Country music legend K.T. Oslin has died at the age of 78, Music Row reports. The singer-songwriter, who was diagnosed with Parkinson’s several years ago, had been living in an assisted-living home since 2016. Oslin was diagnosed with COVID-19 last week, but her official cause of death has not yet been released.
Oslin’s friend, journalist Robert K. Oermann, confirmed that the country star had died on the morning of Monday, December 21 (via Rolling Stone).
The award-winning singer’s rise to stardom was an unconventional one. Oslin was 45 by the time she released her debut album ’80s Ladies in 1987. The album shot to the top of the charts, a feat that Rolling Stone described as “remarkable.” Oslin said that when she wrote the single “’80s Ladies” she thought it would be a fun song to perform in concert — but she never imagined it would mark the beginning of a long and successful career.

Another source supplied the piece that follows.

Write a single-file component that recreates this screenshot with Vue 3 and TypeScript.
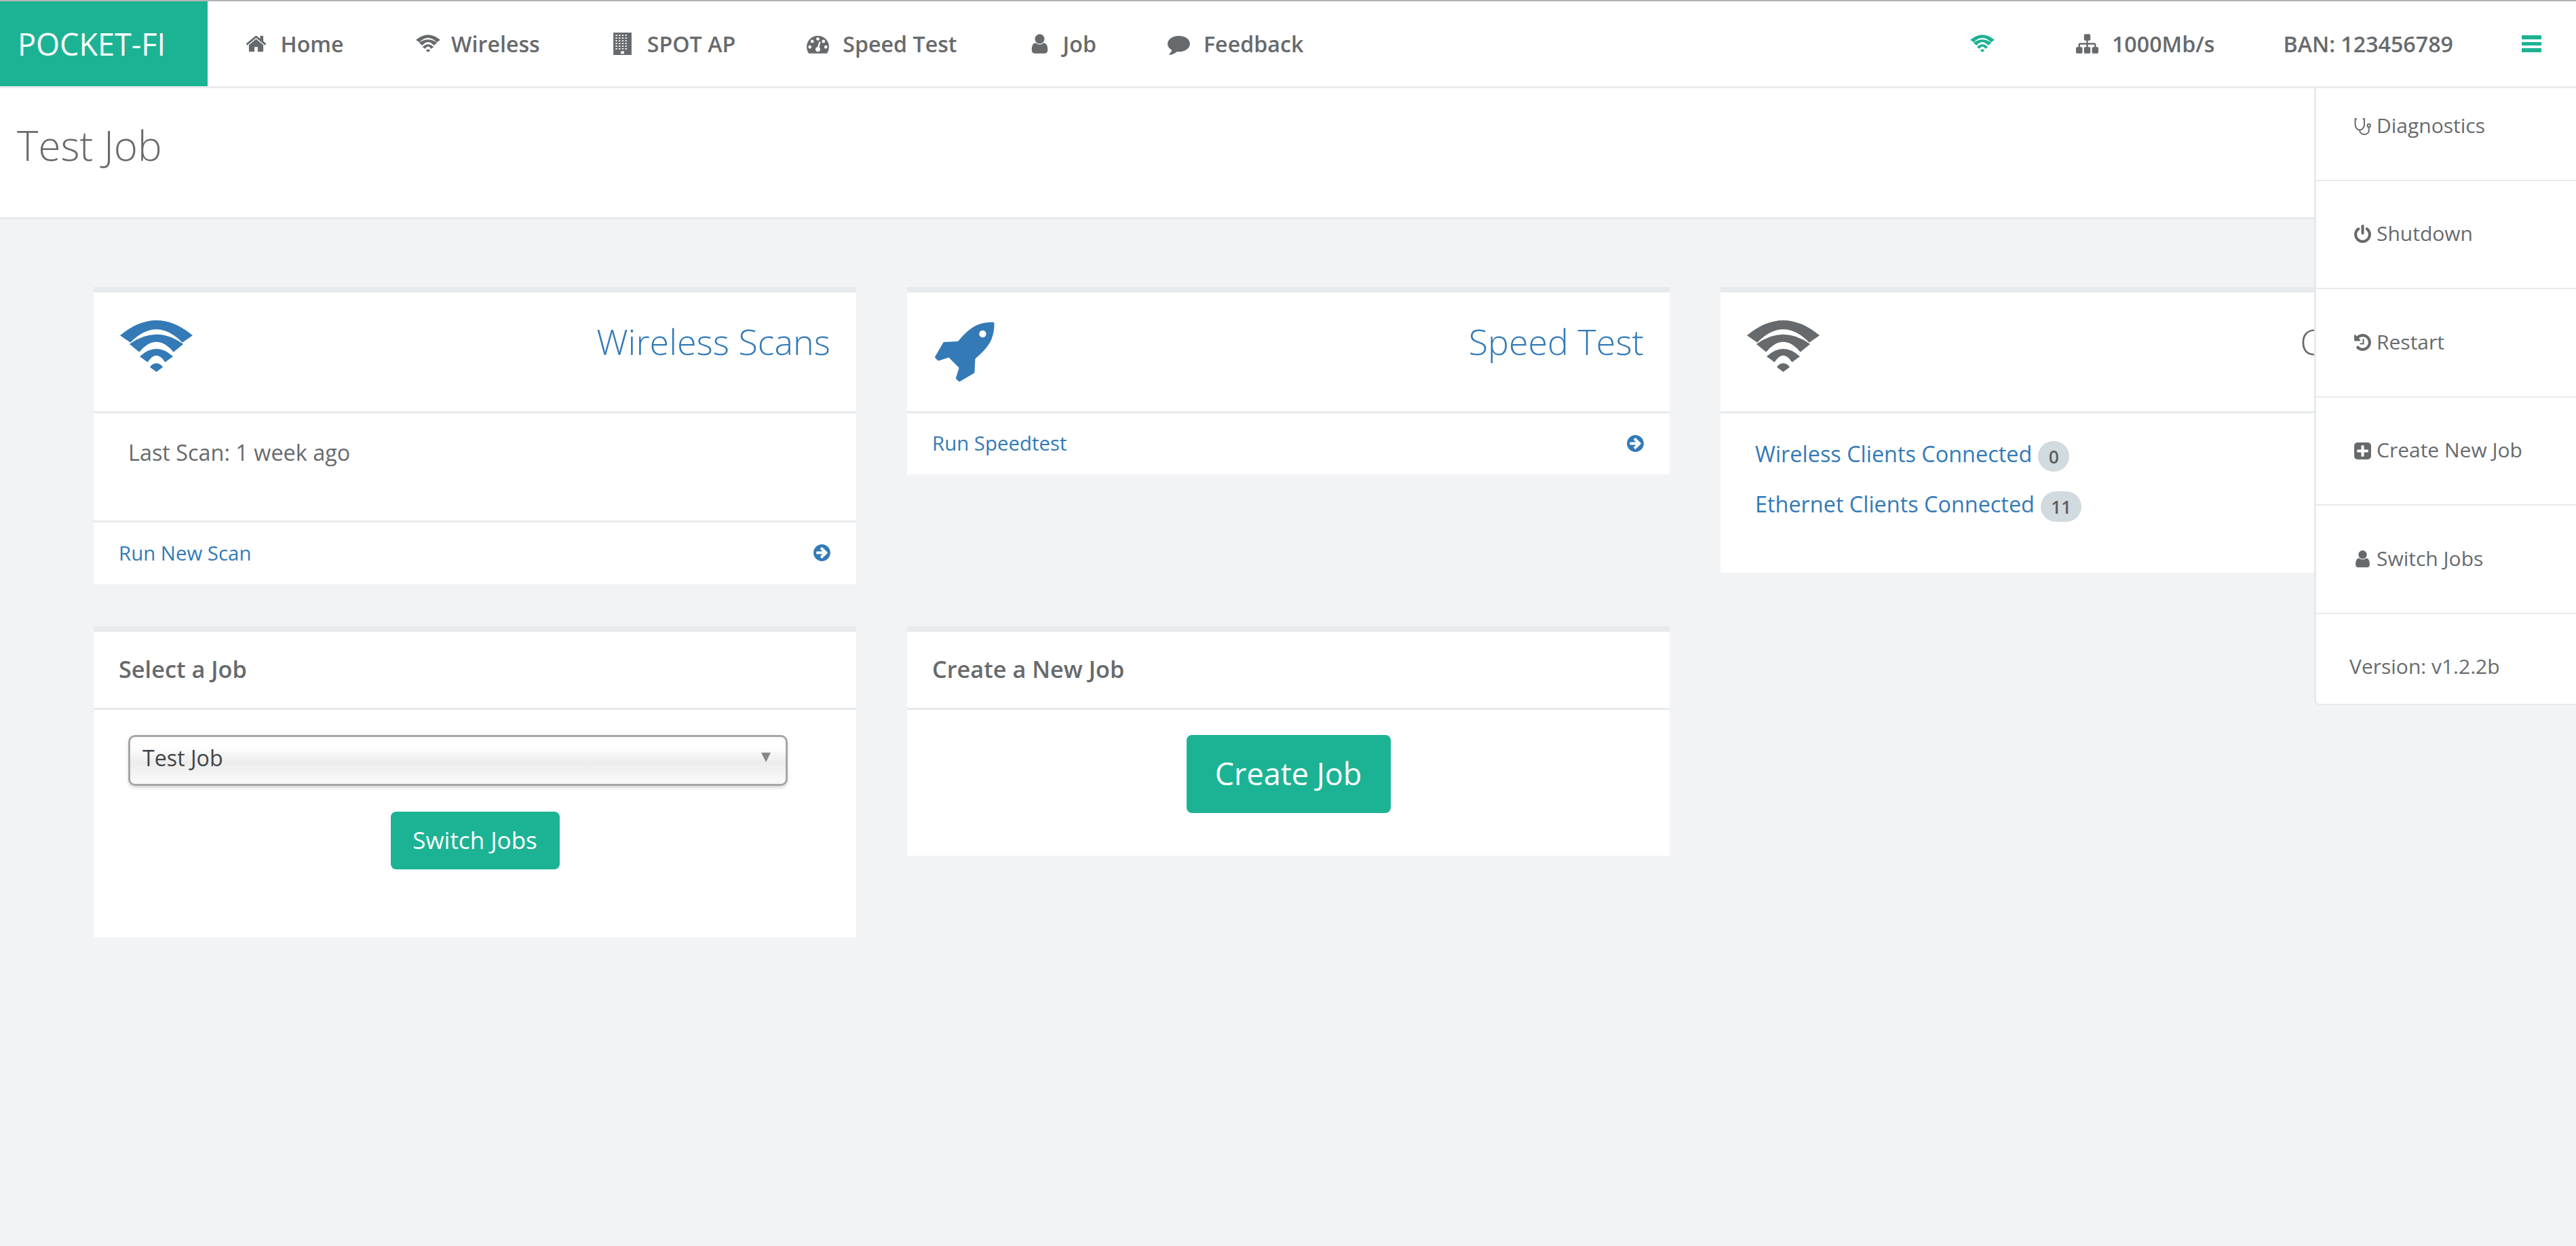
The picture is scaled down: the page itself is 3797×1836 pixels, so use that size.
<template>
  <div class="page">
    <nav class="topbar">
      <a class="brand">POCKET-FI</a>
      <ul class="nav">
        <li v-for="item in navItems" :key="item.label" class="nav-item">
          <svg class="nav-icon" :class="{ wide: item.icon === 'wifi' }" :viewBox="boxOf(item.icon)"><path :d="icons[item.icon]" /></svg>
          <span :class="{ 'pull-wifi': item.icon === 'wifi', 'pull-user': item.icon === 'user' }">{{ item.label }}</span>
        </li>
      </ul>
      <ul class="nav nav-right">
        <li class="nav-item status-wifi">
          <svg class="nav-icon wide" :viewBox="boxOf('wifi')"><path :d="icons.wifi" /></svg>
        </li>
        <li class="nav-item">
          <svg class="nav-icon" :viewBox="boxOf('sitemap')"><path :d="icons.sitemap" /></svg>
          <span>1000Mb/s</span>
        </li>
        <li class="nav-item">BAN: 123456789</li>
        <li class="nav-item burger"><i></i><i></i><i></i></li>
      </ul>
    </nav>

    <header class="title-bar">
      <h2>Test Job</h2>
    </header>

    <main class="content">
      <section class="card">
        <div class="stat-head">
          <svg class="big-icon wide blue" :viewBox="boxOf('wifi')"><path :d="icons.wifi" /></svg>
          <h3>Wireless Scans</h3>
        </div>
        <div class="scan-body">Last Scan: 1 week ago</div>
        <a class="card-foot">
          <span>Run New Scan</span>
          <svg class="go-icon" :viewBox="boxOf('arrow')"><path :d="icons.arrow" /></svg>
        </a>
      </section>

      <section class="card">
        <div class="stat-head">
          <svg class="big-icon blue" :viewBox="boxOf('rocket')"><path :d="icons.rocket" /></svg>
          <h3>Speed Test</h3>
        </div>
        <a class="card-foot first">
          <span>Run Speedtest</span>
          <svg class="go-icon" :viewBox="boxOf('arrow')"><path :d="icons.arrow" /></svg>
        </a>
      </section>

      <section class="card">
        <div class="stat-head">
          <svg class="big-icon wide grey" :viewBox="boxOf('wifi')"><path :d="icons.wifi" /></svg>
          <h3 class="muted">Connect</h3>
        </div>
        <div class="clients">
          <p v-for="row in clientRows" :key="row.label">
            <a>{{ row.label }}</a>
            <span class="badge">{{ row.count }}</span>
          </p>
        </div>
      </section>

      <section class="card select-card">
        <h4 class="card-title">Select a Job</h4>
        <div class="select-body">
          <div class="select-wrap">
            <select class="job-select">
              <option>Test Job</option>
            </select>
            <span class="caret"></span>
          </div>
          <button class="btn">Switch Jobs</button>
        </div>
      </section>

      <section class="card create-card">
        <h4 class="card-title">Create a New Job</h4>
        <div class="create-body">
          <button class="btn btn-lg">Create Job</button>
        </div>
      </section>
    </main>

    <aside class="side-menu">
      <a v-for="entry in menuItems" :key="entry.label" class="menu-item">
        <svg v-if="entry.icon" class="menu-icon" :viewBox="boxOf(entry.icon)"><path :d="icons[entry.icon]" /></svg>
        <svg v-else class="menu-icon scope" viewBox="-2 -2 29 29">
          <path d="M4 1.2H1.6v8.3a6.7 8 0 0 0 13.4 0V1.2h-2.4M8.3 17.5v1.5a6.7 5 0 0 0 13.4 0v-5.5" />
          <circle cx="21.7" cy="11" r="2.2" />
        </svg>
        <span>{{ entry.label }}</span>
      </a>
      <div class="menu-version">Version: v1.2.2b</div>
    </aside>
  </div>
</template>

<script setup lang="ts">
// office block: solid block, window holes wound the other way, and a door
const windowHoles = (): string => {
  let d = ''
  for (let row = 0; row < 6; row++) {
    for (let col = 0; col < 4; col++) {
      d += `M${345 + col * 256} ${180 + row * 215}v95h130v-95z`
    }
  }
  return d
}

const icons: Record<string, string> = {
  home: 'M1472 992v480q0 26-19 45t-45 19h-384v-384h-256v384h-384q-26 0-45-19t-19-45v-480q0-1 .5-3t.5-3l575-474 575 474q1 2 1 6zm223-69l-62 74q-8 9-21 11h-3q-13 0-21-7l-692-577-692 577q-12 8-24 7-13-2-21-11l-62-74q-8-10-7-23.5t11-21.5l719-599q32-26 76-26t76 26l244 204v-195q0-14 9-23t23-9h192q14 0 23 9t9 23v408l219 182q10 8 11 21.5t-7 23.5z',
  wifi: 'M0 22.3Q53.5-22.3 107 22.3L91.8 32.7Q53.5-6.1 15.2 32.7ZM13.8 35Q53.5 6.4 93.2 35L78.7 46.7Q53.5 16.7 28.3 46.7ZM29 53.3Q53.5 30.7 78 53.3L66.4 61.7Q53.5 41.7 40.6 61.7ZM53.5 63.3Q47.5 63.5 44 69L53.5 76 63 69Q59.5 63.5 53.5 63.3Z',
  building: `M168 0h1456v1792H168zM760 1500v200h272v-200z${windowHoles()}`,
  gauge: 'M384 1152q0-53-37.5-90.5t-90.5-37.5-90.5 37.5-37.5 90.5 37.5 90.5 90.5 37.5 90.5-37.5 37.5-90.5zm192-448q0-53-37.5-90.5t-90.5-37.5-90.5 37.5-37.5 90.5 37.5 90.5 90.5 37.5 90.5-37.5 37.5-90.5zm428 481l101-382q6-26-7.5-48.5t-38.5-29.5-48 6.5-30 39.5l-101 382q-60 5-107 43.5t-63 98.5q-20 77 20 146t117 89 146-20 89-117q16-60-6-117t-72-91zm660-33q0-53-37.5-90.5t-90.5-37.5-90.5 37.5-37.5 90.5 37.5 90.5 90.5 37.5 90.5-37.5 37.5-90.5zm-640-640q0-53-37.5-90.5t-90.5-37.5-90.5 37.5-37.5 90.5 37.5 90.5 90.5 37.5 90.5-37.5 37.5-90.5zm448 192q0-53-37.5-90.5t-90.5-37.5-90.5 37.5-37.5 90.5 37.5 90.5 90.5 37.5 90.5-37.5 37.5-90.5zm320 448q0 261-141 483-19 29-54 29h-1402q-35 0-54-29-141-221-141-483 0-182 71-348t191-286 286-191 348-71 348 71 286 191 191 286 71 348z',
  user: 'M1536 1399q0 109-62.5 187t-150.5 78h-854q-88 0-150.5-78t-62.5-187q0-85 8.5-160.5t31.5-152 58.5-131 94-89 134.5-34.5q131 128 313 128t313-128q76 0 134.5 34.5t94 89 58.5 131 31.5 152 8.5 160.5zm-256-887q0 159-112.5 271.5t-271.5 112.5-271.5-112.5-112.5-271.5 112.5-271.5 271.5-112.5 271.5 112.5 112.5 271.5z',
  comment: 'M1792 896q0 174-120 321.5t-326 233-450 85.5q-70 0-145-8-198 175-460 242-49 14-114 22-17 2-30.5-9t-17.5-29v-1q-3-4-.5-12t2-10 4.5-9.5l6-9 7-8.5 8-9q7-8 31-34.5t34.5-38 31-39.5 32.5-51 27-59 26-76q-157-89-247.5-220t-90.5-281q0-130 71-248.5t191-204.5 286-136.5 348-50.5q244 0 450 85.5t326 233 120 321.5z',
  sitemap: 'M1792 1248v320q0 40-28 68t-68 28h-320q-40 0-68-28t-28-68v-320q0-40 28-68t68-28h96v-192h-512v192h96q40 0 68 28t28 68v320q0 40-28 68t-68 28h-320q-40 0-68-28t-28-68v-320q0-40 28-68t68-28h96v-192h-512v192h96q40 0 68 28t28 68v320q0 40-28 68t-68 28h-320q-40 0-68-28t-28-68v-320q0-40 28-68t68-28h96v-192q0-52 38-90t90-38h512v-192h-96q-40 0-68-28t-28-68v-320q0-40 28-68t68-28h320q40 0 68 28t28 68v320q0 40-28 68t-68 28h-96v192h512q52 0 90 38t38 90v192h96q40 0 68 28t28 68z',
  arrow: 'M1412 896q0-27-18-45l-91-91-362-362q-18-18-45-18t-45 18l-91 91q-18 18-18 45t18 45l189 189h-502q-26 0-45 19t-19 45v128q0 26 19 45t45 19h502l-189 189q-19 19-19 45t19 45l91 91q18 18 45 18t45-18l362-362 91-91q18-18 18-45zm252 0q0 209-103 385.5t-279.5 279.5-385.5 103-385.5-103-279.5-279.5-103-385.5 103-385.5 279.5-279.5 385.5-103 385.5 103 279.5 279.5 103 385.5z',
  rocket: 'M1504 448q0-40-28-68t-68-28-68 28-28 68 28 68 68 28 68-28 28-68zm224-288q0 249-75.5 430.5t-253.5 360.5q-81 80-195 176l-20 379q-2 16-16 26l-384 224q-7 4-16 4-12 0-23-9l-64-64q-13-14-8-32l85-276-281-281-276 85q-3 1-9 1-14 0-23-9l-64-64q-17-19-5-39l224-384q10-14 26-16l379-20q96-114 176-195 188-187 358-258t431-71q14 0 23 9t9 23z',
  plus: 'M1408 960v-128q0-26-19-45t-45-19h-320v-320q0-26-19-45t-45-19h-128q-26 0-45 19t-19 45v320h-320q-26 0-45 19t-19 45v128q0 26 19 45t45 19h320v320q0 26 19 45t45 19h128q26 0 45-19t19-45v-320h320q26 0 45-19t19-45zm256-544v960q0 119-84.5 203.5t-203.5 84.5h-960q-119 0-203.5-84.5t-84.5-203.5v-960q0-119 84.5-203.5t203.5-84.5h960q119 0 203.5 84.5t84.5 203.5z',
  power: 'M1664 896q0 156-61 298t-164 245-245 164-298 61-298-61-245-164-164-245-61-298q0-182 80.5-343t226.5-270q43-32 95.5-25t83.5 50q32 42 24.5 94.5t-49.5 84.5q-98 74-151.5 181t-53.5 228q0 104 40.5 198.5t109.5 163.5 163.5 109.5 198.5 40.5 198.5-40.5 163.5-109.5 109.5-163.5 40.5-198.5q0-121-53.5-228t-151.5-181q-42-32-49.5-84.5t24.5-94.5q31-43 84-50t95 25q146 109 226.5 270t80.5 343zm-640-768v640q0 52-38 90t-90 38-90-38-38-90v-640q0-52 38-90t90-38 90 38 38 90z',
  history: 'M1664 896q0 156-61 298t-164 245-245 164-298 61q-172 0-327-72.5t-264-204.5q-7-10-6.5-22.5t8.5-20.5l137-138q10-9 25-9 16 2 23 12 73 95 179 147t225 52q104 0 198.5-40.5t163.5-109.5 109.5-163.5 40.5-198.5-40.5-198.5-109.5-163.5-163.5-109.5-198.5-40.5q-98 0-188 35.5t-160 101.5l137 138q31 30 14 69-17 40-59 40h-448q-26 0-45-19t-19-45v-448q0-42 40-59 39-17 69 14l130 129q107-101 244.5-156.5t284.5-55.5q156 0 298 61t245 164 164 245 61 298zm-640-288v448q0 14-9 23t-23 9h-320q-14 0-23-9t-9-23v-64q0-14 9-23t23-9h224v-352q0-14 9-23t23-9h64q14 0 23 9t9 23z',
}

const boxOf = (name: string) => (name === 'wifi' ? '0 0 107 76' : '0 0 1792 1792')

const navItems = [
  { label: 'Home', icon: 'home' },
  { label: 'Wireless', icon: 'wifi' },
  { label: 'SPOT AP', icon: 'building' },
  { label: 'Speed Test', icon: 'gauge' },
  { label: 'Job', icon: 'user' },
  { label: 'Feedback', icon: 'comment' },
]

const clientRows = [
  { label: 'Wireless Clients Connected', count: 0 },
  { label: 'Ethernet Clients Connected', count: 11 },
]

const menuItems = [
  { label: 'Diagnostics', icon: '' },
  { label: 'Shutdown', icon: 'power' },
  { label: 'Restart', icon: 'history' },
  { label: 'Create New Job', icon: 'plus' },
  { label: 'Switch Jobs', icon: 'user' },
]
</script>

<style>
html,
body {
  margin: 0;
  background: #f2f3f5;
}
</style>

<style scoped>
.page {
  position: relative;
  height: 1836px;
  overflow: hidden;
  background: #f2f3f5;
  color: #676a6c;
  font-family: 'Open Sans', sans-serif;
}

.topbar {
  display: flex;
  align-items: stretch;
  height: 125px;
  background: #fff;
  border-top: 2px solid #b4b4b4;
  border-bottom: 3px solid #e7eaec;
}

.brand {
  display: flex;
  align-items: center;
  width: 280px;
  padding-left: 26px;
  background: #1cb394;
  color: #fff;
  font-size: 45px;
}

.nav {
  display: flex;
  align-items: center;
  gap: 105px;
  margin: 0;
  padding: 0 0 0 54.5px;
  list-style: none;
}

.nav-right {
  gap: 101px;
  margin-left: auto;
  padding: 0 51px 0 0;
}

.nav-item {
  display: flex;
  align-items: center;
  gap: 20px;
  font-size: 32.2px;
  font-weight: 600;
}

.pull-wifi {
  margin-left: -4.5px;
}

.pull-user {
  margin-left: -2px;
}

.nav-icon {
  width: 33px;
  height: 33px;
  fill: #676a6c;
}

.nav-icon.wide {
  width: 36px;
  height: 26px;
  margin: -2px 1px 0;
}

.status-wifi {
  margin-right: 17.5px;
}

.status-wifi .nav-icon {
  fill: #1cb394;
}

.burger {
  display: grid;
  gap: 4.3px;
  width: 29px;
}

.burger i {
  height: 5.3px;
  background: #1cb394;
}

.title-bar {
  display: flex;
  align-items: center;
  height: 168px;
  padding: 0 0 22px 25px;
  background: #fff;
  border-bottom: 3px solid #e7eaec;
}

.title-bar h2 {
  margin: 0;
  font-size: 60px;
  font-weight: 300;
}

.content {
  display: grid;
  grid-template-columns: repeat(3, 1124px);
  column-gap: 75px;
  row-gap: 62px;
  align-items: start;
  padding: 100px 0 0 138px;
}

.card {
  background: #fff;
  border-top: 8px solid #e7eaec;
}

.stat-head {
  display: flex;
  align-items: flex-start;
  justify-content: space-between;
  height: 175px;
  padding: 0 38px 0 36px;
  border-bottom: 3px solid #e7eaec;
}

.stat-head h3 {
  margin: 36px 0 0;
  color: #337ab7;
  font-size: 52px;
  font-weight: 300;
}

/* title runs on under the side menu, only its first letter shows */
.stat-head h3.muted {
  margin-right: 37px;
  color: #676a6c;
}

.big-icon {
  width: 96px;
  height: 96px;
  margin-top: 37px;
}

.big-icon.wide {
  width: 107px;
  height: 76px;
  margin: 41px 0 0 3px;
}

.blue {
  fill: #337ab7;
}

.grey {
  fill: #676a6c;
}

.scan-body {
  height: 158px;
  padding: 35px 0 0 51px;
  box-sizing: border-box;
  font-size: 32.4px;
}

.card-foot {
  display: flex;
  align-items: center;
  justify-content: space-between;
  height: 94px;
  padding: 0 36px 2px 37px;
  border-top: 3px solid #e7eaec;
  box-sizing: border-box;
  color: #337ab7;
  font-size: 29.4px;
}

.card-foot.first {
  height: 90px;
  border-top: 0;
}

.go-icon {
  width: 29px;
  height: 29px;
  fill: #337ab7;
}

.clients {
  height: 235px;
  padding: 41px 0 0 51px;
  box-sizing: border-box;
}

.clients p {
  display: flex;
  align-items: center;
  gap: 9px;
  height: 45px;
  margin: 0 0 29px;
}

.clients a {
  padding-bottom: 9px;
  color: #337ab7;
  font-size: 32.4px;
}

.badge {
  display: flex;
  align-items: center;
  justify-content: center;
  min-width: 46px;
  height: 45px;
  padding: 0 15px;
  box-sizing: border-box;
  border-radius: 24px;
  background: #d1dade;
  color: #5e5e5e;
  font-size: 26.5px;
  font-weight: 600;
}

.card-title {
  display: flex;
  align-items: center;
  height: 109px;
  margin: 0;
  padding: 0 0 3px 37px;
  border-bottom: 3px solid #e7eaec;
  font-size: 34.3px;
  font-weight: 600;
}

.select-body {
  display: flex;
  flex-direction: column;
  align-items: center;
  height: 335px;
  padding-top: 37px;
  box-sizing: border-box;
}

.select-wrap {
  position: relative;
  align-self: flex-start;
  width: 972px;
  height: 75px;
  margin-left: 51px;
}

.job-select {
  width: 100%;
  height: 100%;
  padding: 0 0 8px 18px;
  box-sizing: border-box;
  appearance: none;
  border: 3px solid #a6a6a6;
  border-radius: 10px;
  background: linear-gradient(#fff 20%, #ececec 55%, #f4f4f4 80%, #fafafa);
  box-shadow: 0 3px 4px rgba(0, 0, 0, 0.15);
  color: #444;
  font-family: inherit;
  font-size: 32.2px;
}

.caret {
  position: absolute;
  top: 26px;
  right: 25px;
  border-top: 14px solid #888;
  border-left: 7.5px solid transparent;
  border-right: 7.5px solid transparent;
}

.btn {
  margin-top: 38px;
  width: 249px;
  height: 85px;
  padding: 0 0 3px;
  border: 0;
  border-radius: 8px;
  background: #1cb394;
  color: #fff;
  font-family: inherit;
  font-size: 35px;
}

.create-body {
  display: flex;
  justify-content: center;
  height: 215px;
  padding-top: 37px;
  box-sizing: border-box;
}

.btn-lg {
  width: 301px;
  height: 115px;
  margin: 0;
  font-size: 45px;
}

.side-menu {
  position: absolute;
  top: 130px;
  right: 0;
  width: 383px;
  border-left: 3px solid #e7eaec;
  border-bottom: 2px solid #e7eaec;
  border-bottom-left-radius: 8px;
  background: #fff;
  font-size: 30px;
}

.menu-item {
  display: flex;
  align-items: center;
  gap: 6px;
  height: 159.5px;
  padding-left: 54px;
  box-sizing: border-box;
  border-bottom: 2.5px solid #e7eaec;
}

.menu-item span {
  padding-bottom: 3px;
}

.menu-item:first-child {
  height: 136.5px;
  padding-bottom: 22px;
}

.menu-icon {
  width: 29px;
  height: 29px;
  fill: #676a6c;
}

.menu-icon.scope {
  fill: none;
  stroke: #676a6c;
  stroke-width: 2;
}

.menu-version {
  display: flex;
  align-items: center;
  height: 132px;
  padding: 22px 0 0 49px;
  box-sizing: border-box;
}
</style>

K.T. Oslin went on to have many top 10 hits — and an acting career
Proving that the success of “‘80s Ladies” was no fluke, Oslin released a series of hit songs including “I’ll Always Come Back,” “Do Ya,” “Money,” “Hold Me,” and “Hey Bobby” in 1988 and 1989 (via Taste of Country). In 1988, Oslin was named “Top Female Vocalist” at both the Academy of Country Music Awards and the Country Music Association Awards. She also won a Grammy Award that year for “’80s Ladies.” In 1989 Oslin took home two Grammy Awards for “Hold Me,” one of which was for Best Country Song of the Year.
Rolling Stone noted that in addition to performing her own work, a number of high-profile artists recorded their own versions of Oslin’s songs. These performers included Sissy Spacek, Dottie West, Anne Murray, Dusty Springfield, and Dan Seals. Oslin also served as an inspiration for the next generation of country music artists such as Brandy Clark, who paid tribute to Oslin in a Twitter thread on Monday.
In the early ’90s, Oslin shifted gears to an acting career with roles on TV shows including Paradise and Evening Shade (via Variety). Before her retirement, Oslin recorded two more albums in 2001 and 2015. She was inducted into the Texas Songwriters Hall of Fame in 2014 and the Nashville Songwriters Hall of Fame in 2018.